The day when we were issued military kits is engraved in my memory, how all of us held onto our Camouflage Combat Dress (CCD) as we waited to try them on in the try rooms. When I wore my uniform for the first time, it changed something in me. I could not help but stand tall and stare at the proud person looking back at me in the mirror. As time went on, we learned the ways of cadetship. One of my most memorable moments is taking oath at the Rafiullah Drill Square. It was raining and as we took our oath speaking at the top of our voices, each word echoed back at us. That day for me marked the birth of a soldier whose only goal is to serve the motherland.
As training picked up pace, we learnt that as an individual, our strength did not mean anything. It could make you stand out but at the same time, you would be standing alone. It did not matter if it was just double ups till Hall of Studies or something as critical as running a mile, no one left anyone behind: we learned the worth of comradeship.
Running a mile was stressful in particular for one reason — self-doubt. When we did our first mile, no one had the confidence to say that we would pass it and getting ten points were a farfetched dream. Yet, by the end of our training, we all told Staff Gulfam, our very devoted PT staff, that we would set a record of everyone getting ten points, and we did! Needless to say that the journey from hardly a fraction of the platoon passing the mile to a platoon being called a “tenner” was not without difficulty. There was pain, fear and exhaustion. Some of us remained off the ground for days due to critical injuries while others would run-walk-run on one foot and the few stronger ones would try to cover up for the ones lagging behind by intentionally bringing their performance down.
We were told that the physical activities such as PT or field exercises and the famous corrective sessions will be difficult. They were not easy but looking back now, none of the things we did during our training tenure was without purpose. Most of the time, these activities would push us to our limits and sometimes they would break us. But every time we were remade, a difference was felt in and out. From covering up for each other during late night punishments to looking sideways and laughing at each other’s horrified expressions when we would be on hands, we learned the value of empathy. I remember it as if it was only yesterday when my very dear friend and platoonmate, Jannat Akhtar, told me that it was just a few more seconds as I was about to give up during a PT session. I remember her eyes never leaving my face and concern smeared across her own.

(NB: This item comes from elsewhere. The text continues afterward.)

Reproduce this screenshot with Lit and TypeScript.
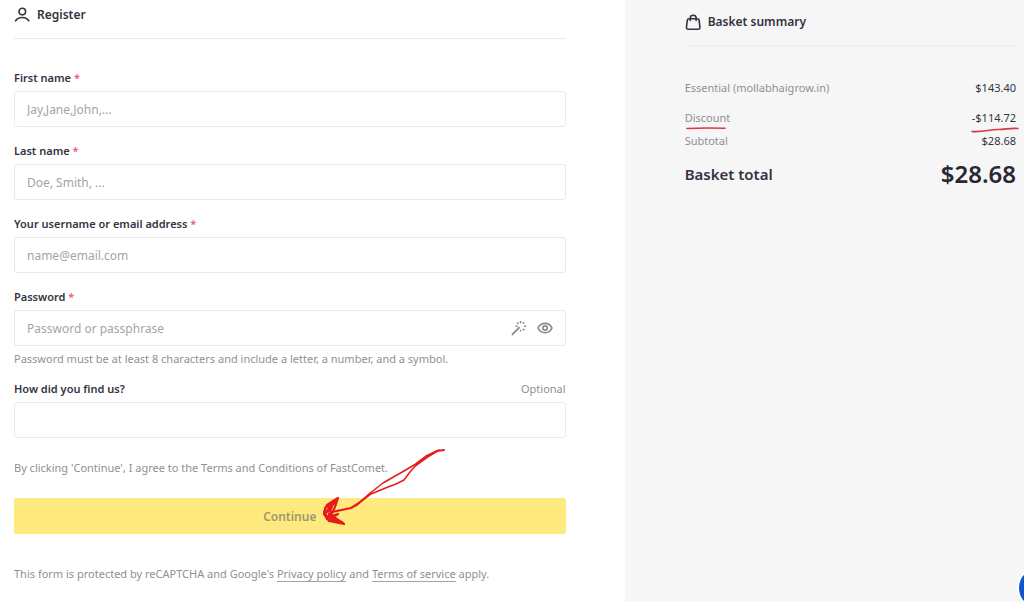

Support came in all shapes and forms. We would turn a hard day into a memorable one in a blink of an eye by sharing a pack of Nimko while fighting the heat of the blazing sun, sitting in our trenches in Lawrencepur field. Sometimes a great kindness would be giving a compliment to a comrade in the evening when tired, sunburnt faces would make an effort while getting ready for dinner in crisp freshly washed and ironed mess kits. These tough times brought us closer and formed a bond of a family away from home where everyone tried their best to be there for the person standing next to them.
From going to Karachi in a C-130 to standing proudly at the Quaid's Mausoleum to running with a machine gun on our shoulders, PMA took us on a journey one can only dream of. It was beautiful — everyone sacrificing something for the other person without a second thought. All the day’s back-breaking exhaustion settled once we sat down for dinner at our mess tables. The old mess furniture, the distinct cutlery, the banners so proudly displayed and the mesmerizing lighting was our comfort zone for the rest of the training duration. It was as if being in our own heaven with just one minor addition — our platoon Sergeant Haider, a Gentleman Cadet from 143 long course — but it brings a bittersweet memory when I say he barely kept that identity after our arrival at PMA. Over time, he managed to become a part of the oddly unique family, known as LCC-17. During our time at PMA, perhaps the most important thing we learned was that it is the little things in life that matter — the little things being cheering up a sad comrade by giving them a hug, offering someone a not-so-tasty hot cup of tea in a cold field, giving someone a little push on the back while running or telling someone how important they are to the system.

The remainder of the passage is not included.